Воспоминания о Миллбруке рассыпаются на разрозненные картинки, мелькают, как отдельные вырванные из фильма кадры. Вот Тим верхом на лошади, один бок которой покрашен в голубой, а другой — в розовый цвет. А вот Тим врывается на кухню, восклицая: «О, Господи! Я что, обязан трахать каждую девицу, что сюда забредет?» Мецнер, в своей технической лаборатории изготавливает восьмичасовые пленки, которые Альперт и Лири собираются использовать для медитаций, надеясь, что инструкции, записанные на них, помогут улучшить качество путешествий. Р.Д. Лейнг, танцующий суфийский танец на кухне. Алан Уоттс, переводящий «И цзин» у огромного пышущего огнем камина в гостиной — тени от огня пляшут на высоком потолке, напоминая древних тибетских богов. Мэйнард Фергюсон, стоя на коньке крыши, играет на трубе, испуская долгие переливчатые трели, разносящиеся по всему огромному саду. В глубине сада другой легендарный джазмен — Чарли Мингус[91]
— ищет садовые ножницы, чтобы подрезать розовые кусты. «Золотое время», скажет потом Альперт об этих первых месяцах, проведенных ими в Миллбруке. Лири, как ему было свойственно, воспринимал происходящее более патетически: «На территории этой небольшой колонии мы пытались создать новые языческие обряды, творчески и по-новому организуя свою жизнь».В некотором отношении Миллбрук напоминал ашрам или монастырь — временный приют ищущих высшего состояния сознания. С другой стороны, это был своего рода уникальный научный центр, место, где психологи, разочарованные в общепринятых моделях сознания, могли спокойно проводить свои исследования И то и другое в определенном смысле верно. Однако Миллбрук был также и школой-коммуной, попыткой общежития, не имевшей аналогов в обычной жизни. Мэл Брукс, снимающий мирную домашнюю жизнь, вполне мог бы использовать Миллбрук как съемочную площадку. Хотя многие, если уж продолжать аналогию с кино, предпочли бы здесь Феллини. Во всех этих воспоминаниях всегда присутствует образ Большого дома, Высокого дома — темного и таинственного, с прихожей, устланной потертым красным ковром, со стенами, расписанными психоделическими фресками. Мария Манне, что провела здесь незабываемый вечер в 1966 году, вспоминает эту голубую мечту Дитриха как «невероятно уродливое здание — убожество с башенками, крылечками и резными деревянными панелями». Тогда как помощник окружного прокурора округа Дачес, приехавший как-то раз без предупреждения поздно вечером, был потрясен тем, что в доме совершенно нет мебели, за исключением мертвого (на самом деле он был просто накачан ЛСД) пса Миллбрук — это «странный гибрид Уолдена Торо и буддийского храма», писал об этом месте анонимный репортер «Тайм». «В дьявольски запущенной прихожей большого дома часть пространства занимает фортепьяно, лежащее на боку с открытыми, будто ожидающими, что их вырвут, струнами.
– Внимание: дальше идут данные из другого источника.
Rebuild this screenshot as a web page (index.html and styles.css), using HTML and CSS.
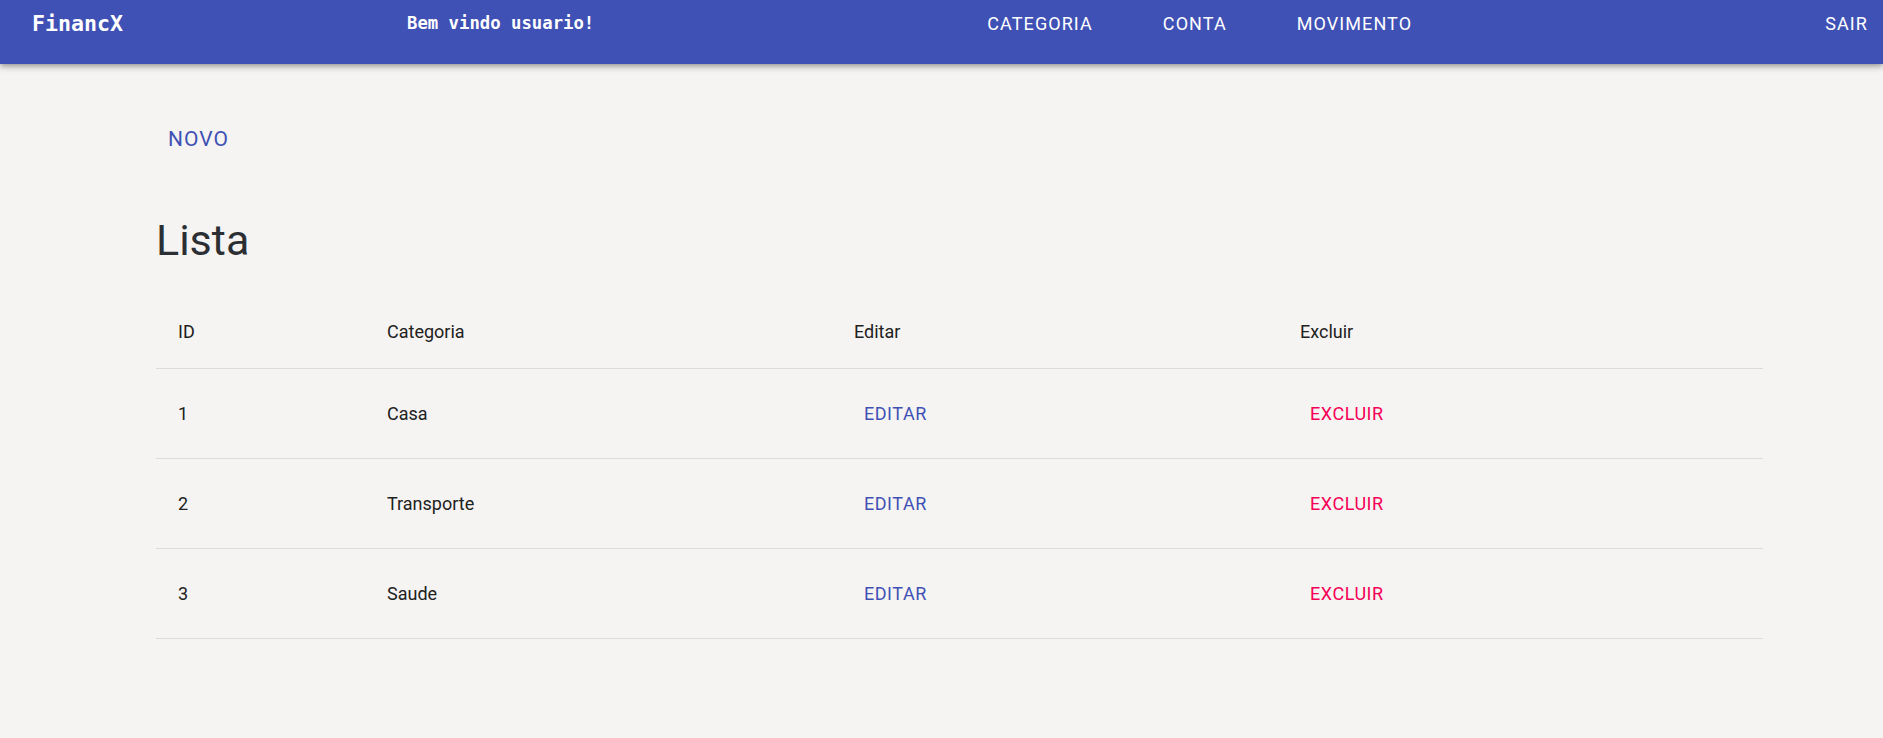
FILE: index.html
```html
<!DOCTYPE html>
<html lang="pt">
<head>
<meta charset="utf-8">
<title>FinancX</title>
<link rel="stylesheet" href="styles.css">
</head>
<body>
<header class="app-bar">
  <div class="toolbar">
    <div class="brand">FinancX</div>
    <div class="greeting">Bem vindo usuario!</div>
    <nav class="nav">
      <a class="nav-link">CATEGORIA</a>
      <a class="nav-link">CONTA</a>
      <a class="nav-link">MOVIMENTO</a>
    </nav>
    <a class="nav-link logout">SAIR</a>
  </div>
</header>
<main class="content">
  <div class="actions">
    <button class="btn-new">NOVO</button>
  </div>
  <h1 class="title">Lista</h1>
  <div class="table">
    <div class="row head">
      <div class="cell">ID</div>
      <div class="cell">Categoria</div>
      <div class="cell">Editar</div>
      <div class="cell">Excluir</div>
    </div>
    <div class="row">
      <div class="cell">1</div>
      <div class="cell">Casa</div>
      <div class="cell"><button class="btn-text edit">EDITAR</button></div>
      <div class="cell"><button class="btn-text delete">EXCLUIR</button></div>
    </div>
    <div class="row">
      <div class="cell">2</div>
      <div class="cell">Transporte</div>
      <div class="cell"><button class="btn-text edit">EDITAR</button></div>
      <div class="cell"><button class="btn-text delete">EXCLUIR</button></div>
    </div>
    <div class="row">
      <div class="cell">3</div>
      <div class="cell">Saude</div>
      <div class="cell"><button class="btn-text edit">EDITAR</button></div>
      <div class="cell"><button class="btn-text delete">EXCLUIR</button></div>
    </div>
  </div>
</main>
</body>
</html>
```
FILE: styles.css
```css
* { box-sizing: border-box; }

html, body {
  margin: 0;
  padding: 0;
  background: #f5f4f2;
  font-family: Roboto, "Liberation Sans", Arial, sans-serif;
  color: #212121;
  height: 100%;
}

.app-bar {
  height: 64px;
  background: #3f51b5;
  box-shadow: 0 2px 4px -1px rgba(0,0,0,.2), 0 4px 5px 0 rgba(0,0,0,.14), 0 1px 10px 0 rgba(0,0,0,.12);
  position: relative;
  z-index: 2;
}

.toolbar {
  height: 46px;
  display: flex;
  align-items: center;
  padding: 0 15px 0 32px;
  color: #fff;
}

.brand {
  width: 375px;
  font-family: "DejaVu Sans Mono", "Liberation Mono", monospace;
  font-weight: bold;
  font-size: 21.6px;
}

.greeting {
  font-family: "DejaVu Sans Mono", "Liberation Mono", monospace;
  font-weight: bold;
  font-size: 17.3px;
}

.nav {
  display: flex;
  gap: 70px;
  margin-left: 393px;
}

.nav-link {
  font-size: 18px;
  letter-spacing: 0.06em;
  text-transform: uppercase;
  color: #fff;
  cursor: pointer;
}

.logout {
  margin-left: auto;
}

.content {
  margin-left: 156px;
  width: 1607px;
}

.actions {
  padding-top: 57px;
}

.btn-new {
  height: 36px;
  line-height: 36px;
  padding: 0 12px;
  border: 0;
  background: transparent;
  color: #3f51b5;
  font-family: Roboto, sans-serif;
  font-size: 21px;
  letter-spacing: 0.05em;
  cursor: pointer;
}

.title {
  margin: 57px 0 0 0;
  font-size: 43px;
  line-height: 52px;
  font-weight: 400;
  color: #2b2f33;
}

.table {
  margin-top: 28px;
}

.row {
  display: grid;
  grid-template-columns: 209px 467px 446px 485px;
  height: 90px;
  align-items: center;
  border-bottom: 1px solid #dddcda;
  font-size: 18px;
}

.row.head {
  height: 75px;
}

.cell {
  padding: 0 22px;
}

.btn-text {
  border: 0;
  background: transparent;
  padding: 0 10px;
  font-family: Roboto, sans-serif;
  font-size: 18px;
  letter-spacing: 0.03em;
  cursor: pointer;
}

.edit { color: #3f51b5; }
.delete { color: #f50057; }
```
В комнатах — столы без ножек, кровати без матрасов, вокруг повсюду мандалы, на которых глаз истинного верующего предположительно должен останавливаться тогда, когда он не занят экспериментами с наркотиками»
Но это в будущем. Пока же обитателей было всего с десяток, и первые месяцы протекали очень мирно. Они напоминали жизнь ученых: дни проходили в библиотеке (в которой было впечатляющее собрание эзотерических и научных текстов) или за письменным столом. Шла работа над вторым изданием «Психоделического журнала», и была почти готова для печати переработанная версия «Бардо Тодоль». По мере того как осень сменялась зимой, долгие ежевечерние прогулки по лесу сменялись послеобеденным катанием на коньках по замерзшим прудам. По вечерам, после ужина, беседовали или играли, иногда ставя на предложенные Тимом сюжеты психодрамы, а иногда складывая стихи в стиле японского «рэнга», где каждый сочинял одну строчку.
Из башенок в ясные ночи можно было разглядеть за сосновым бором мигающие вдали огоньки поселка Миллбрук, которые как будто замыкали круг Млечного пути, сияющий в бескрайнем ночном небе. Казалось, будто бури и шумные события прошедших месяцев ушли куда-то вдаль, и они оказались в волшебном замке, вошли в пространство, где не существует время, где стираются границы между психоделикой и реальностью. Они ощущали себя «антропологами двадцать первого века», как писал Лири: «временно разбившими лагерь в темную эпоху шестидесятых годов двадцатого века».